The Federation of Indian Animal Protection Organisations (FIAPO) is the collective voice of the animal protection movement in India. It is a building bridge between activists, organisations and volunteers working together to stand up to liberate all non-human animals to a life free from exploitation and suffering. FIAPO is the catalyst that protects the rights and interests of animals at local and national levels. It is the only federation with more than 190 member organisations, and 1800+ activists active in more than 110 cities in India. Created by the movement, for the movement! FIAPO was registered on 25 November 2010 under the Indian Trusts Act, 1882.

==Values==
It promotes Five Basic Freedoms specifically for animals and generally for all living beings.

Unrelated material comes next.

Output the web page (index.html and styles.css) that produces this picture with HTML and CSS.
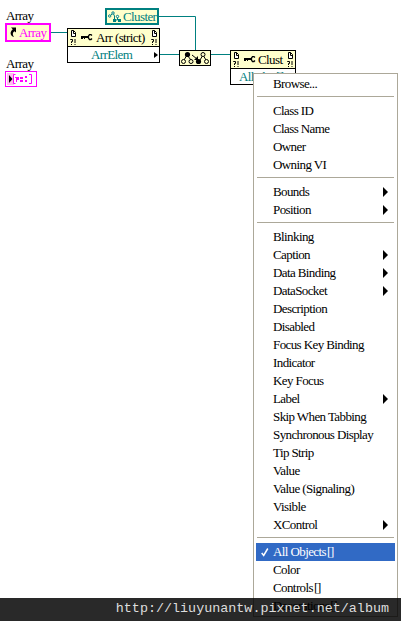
FILE: index.html
```
<!DOCTYPE html>
<html lang="en">

    <head>
        <meta charset="utf-8">
        <title>Property node menu</title>
        <link rel="stylesheet" href="styles.css">
    </head>

    <body>

        <!-- shared icons -->
        <svg class="defs" width="0" height="0">
            <symbol id="page" viewBox="0 0 7 15">
                <path d="M1.500 .5H3.500L5.500 2.500V6.500H1.500ZM3.500 .5V3.500H5.500" fill="#fff" stroke="#000"/>
                <path d="M.5 10V9.500H2.500V11.500H1.500V13M5 9V13" fill="none" stroke="#000"/>
                <path d="M1 14.500H2M4.500 14.500H5.500" stroke="#000"/>
            </symbol>
            <symbol id="key" viewBox="0 0 12 7">
                <path d="M0 2H7V4H4V5H3V4H2V5H0Z"/>
                <path d="M11 1.500L10 .7H8.500L7.500 2V4L8.500 5.500H10L11 4.500" fill="none" stroke="#000" stroke-width="1.300"/>
            </symbol>
        </svg>

        <div class="diagram">
            <svg class="wires" width="401" height="100">
                <path d="M51 32.500H67M159 16.500H195.500V50M160 54.500H179M211 54.500H230"/>
            </svg>

            <span class="label label-ref">Array</span>
            <div class="terminal array-ref">
                <svg width="8" height="11" viewBox="0 0 8 11">
                    <path d="M2 .5H7V5.500L5.500 4.200C3.500 5.500 3.200 7.500 5 10C1 9 .5 5 3.800 2.300Z"/>
                </svg>
                <span>Array</span>
            </div>

            <span class="label label-const">Array</span>
            <div class="terminal array-const">
                <svg width="30" height="14" viewBox="0 0 30 14">
                    <path d="M1 1H8V13H1Z" fill="#fbe"/>
                    <path d="M3 3L6.500 7L3 11Z"/>
                    <path d="M9.500 2.500H7.500V11.500H9.500M23 2.500H25.500V11.500H23" fill="none" stroke="#f0f"/>
                    <path d="M9 5H13V8H11V10H10V6H9ZM14 5H17V7H14ZM14 8H17V10H14ZM19 4H21V6H19ZM19 8H21V10H19Z" fill="#f0f"/>
                </svg>
            </div>

            <div class="terminal cluster">
                <svg width="13" height="12" viewBox="0 0 13 12">
                    <g fill="#fff" stroke="#008080">
                        <path d="M2 5L5 2L6.500 5V9H9.500M9.500 6V9" fill="none"/>
                        <circle cx="1.700" cy="5" r="1.200"/>
                        <circle cx="5" cy="2" r="1.200"/>
                        <circle cx="9.500" cy="5.500" r="1.200"/>
                    </g>
                    <path d="M5 8H8V11H5ZM10 8H13V11H10Z" fill="#008080"/>
                </svg>
                <span>Cluster</span>
            </div>

            <div class="node node-arr">
                <div class="node-head">
                    <svg class="page" width="7" height="15"><use href="#page"/></svg>
                    <svg class="key" width="12" height="7"><use href="#key"/></svg>
                    <span>Arr (strict)</span>
                    <svg class="page page-right" width="7" height="15"><use href="#page"/></svg>
                </div>
                <div class="node-body">
                    <span>ArrElem</span>
                    <svg class="out" width="4" height="6" viewBox="0 0 4 6"><path d="M0 0L4 3L0 6Z"/></svg>
                </div>
            </div>

            <div class="builder">
                <svg width="30" height="14" viewBox="0 0 30 14">
                    <path d="M4 9L7 4L11 9M12 4L17 8M20 9L23 4L26 9" fill="none" stroke="#000"/>
                    <path d="M18 5V9H14Z"/>
                    <g fill="#ffffcc" stroke="#000">
                        <circle cx="3.500" cy="10.500" r="2"/>
                        <circle cx="11" cy="10.500" r="2"/>
                        <circle cx="26.500" cy="10.500" r="2"/>
                        <circle cx="23" cy="3.500" r="2"/>
                    </g>
                    <circle cx="7.500" cy="3.500" r="2.600"/>
                    <circle cx="18.500" cy="10.500" r="2.600"/>
                </svg>
            </div>

            <div class="node node-clust">
                <div class="node-head">
                    <svg class="page" width="7" height="15"><use href="#page"/></svg>
                    <svg class="key" width="12" height="7"><use href="#key"/></svg>
                    <span>Clust</span>
                    <svg class="page page-right" width="7" height="15"><use href="#page"/></svg>
                </div>
                <div class="node-body"><span>AllObjs[]</span></div>
            </div>
        </div>

        <!-- property menu -->
        <ul class="menu">
            <li>Browse...</li>
            <li class="line"></li>
            <li>Class ID</li>
            <li>Class Name</li>
            <li>Owner</li>
            <li>Owning VI</li>
            <li class="line"></li>
            <li class="sub">Bounds</li>
            <li class="sub">Position</li>
            <li class="line"></li>
            <li>Blinking</li>
            <li class="sub">Caption</li>
            <li class="sub">Data Binding</li>
            <li class="sub">DataSocket</li>
            <li>Description</li>
            <li>Disabled</li>
            <li>Focus Key Binding</li>
            <li>Indicator</li>
            <li>Key Focus</li>
            <li class="sub">Label</li>
            <li>Skip When Tabbing</li>
            <li>Synchronous Display</li>
            <li>Tip Strip</li>
            <li>Value</li>
            <li>Value (Signaling)</li>
            <li>Visible</li>
            <li class="sub">XControl</li>
            <li class="line"></li>
            <li class="active">
                <svg class="check" width="8" height="9" viewBox="0 0 8 9"><path d="M.7 5L2.700 7.500L6.800 .5"/></svg>
                All Objects<span class="brackets">[]</span>
            </li>
            <li>Color</li>
            <li>Controls<span class="brackets">[]</span></li>
            <li>Decorations<span class="brackets">[]</span></li>
        </ul>

        <div class="watermark">http://liuyunantw.pixnet.net/album</div>

    </body>

</html>
```

FILE: styles.css
```
body {
    margin: 0;
    width: 401px;
    height: 621px;
    position: relative;
    overflow: hidden;
    background-color: white;
    color: black;
    font-family: "Liberation Serif", serif;
    font-size: 13px;
    letter-spacing: -0.6px;
}
svg {
    display: block;
    flex: none;
}
.defs {
    position: absolute;
}
.wires {
    position: absolute;
    left: 0;
    top: 0;
    fill: none;
    stroke: #008080;
}
.label {
    position: absolute;
    left: 6px;
    line-height: 16px;
}
.label-ref { top: 8px; }
.label-const { top: 56px; }
.terminal {
    position: absolute;
    box-sizing: border-box;
    display: flex;
    align-items: center;
    white-space: nowrap;
}
.array-ref {
    left: 5px;
    top: 23px;
    width: 46px;
    height: 19px;
    padding-left: 2px;
    gap: 2px;
    border: 2px solid #f0f;
    background-color: #ffffcc;
    color: #f0f;
}
.array-const {
    left: 5px;
    top: 71px;
    width: 32px;
    height: 16px;
    border: 1px solid #f0f;
}
.cluster {
    left: 105px;
    top: 8px;
    width: 54px;
    height: 17px;
    padding-left: 1px;
    gap: 2px;
    border: 2px solid #008080;
    background-color: #ffffcc;
    color: #008080;
}
.node {
    position: absolute;
    box-sizing: border-box;
    border: 1px solid black;
    background-color: white;
    height: 35px;
}
.node-arr {
    left: 67px;
    top: 28px;
    width: 93px;
}
.node-clust {
    left: 230px;
    top: 50px;
    width: 66px;
}
.node-head {
    display: flex;
    align-items: center;
    height: 17px;
    padding: 0 1px 0 2px;
    background-color: #ffffcc;
    border-bottom: 1px solid black;
    white-space: nowrap;
}
.key {
    margin: 0 3px 0 4px;
}
.node-clust .key {
    margin-right: 2px;
}
.page-right {
    margin-left: auto;
}
.node-body {
    display: flex;
    align-items: center;
    height: 15px;
    padding: 0 1px 0 23px;
    color: #008080;
}
.node-clust .node-body {
    padding-left: 8px;
}
.out {
    margin-left: auto;
}
.builder {
    position: absolute;
    left: 179px;
    top: 50px;
    border: 1px solid black;
    background-color: #ffffcc;
}
.menu {
    position: absolute;
    left: 253px;
    top: 73px;
    box-sizing: border-box;
    width: 145px;
    height: 544px;
    margin: 0;
    padding: 1px 2px;
    list-style-type: none;
    border: 1px solid #aca899;
    background-color: white;
}
.menu li {
    display: flex;
    align-items: center;
    height: 18px;
    padding-left: 17px;
    line-height: 18px;
    white-space: nowrap;
}
.menu .line {
    height: 1px;
    margin: 3px 1px 5px;
    padding: 0;
    background-color: #aca899;
}
.menu .sub::after {
    content: "";
    margin-left: auto;
    margin-right: 7px;
    border-left: 5px solid black;
    border-top: 5px solid transparent;
    border-bottom: 5px solid transparent;
}
.menu .active {
    padding-left: 5px;
    background-color: #316ac5;
    color: white;
}
.check {
    margin-right: 4px;
    fill: none;
    stroke: white;
    stroke-width: 1.5;
}
.brackets {
    margin-left: 1px;
    letter-spacing: -1.2px;
}
.watermark {
    position: absolute;
    left: 0;
    top: 598px;
    box-sizing: border-box;
    width: 401px;
    height: 23px;
    padding-right: 12px;
    background-color: rgba(0, 0, 0, 0.84);
    color: #ddd;
    font-family: "Liberation Mono", monospace;
    font-size: 13.4px;
    letter-spacing: 0;
    line-height: 22px;
    text-align: right;
}
```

FIAPO promotes peace as an alternative solution to the notion held by any culture, custom or religion that animals are property of humanity which can be used by humanity as commodities, labourers or as natural, harvest-able resources.

- Freedom from Hunger and Thirst: by Providing access to fresh water and a diet to maintain full health and vigour.
- Freedom from Discomfort: by providing an appropriate shelter and resting area.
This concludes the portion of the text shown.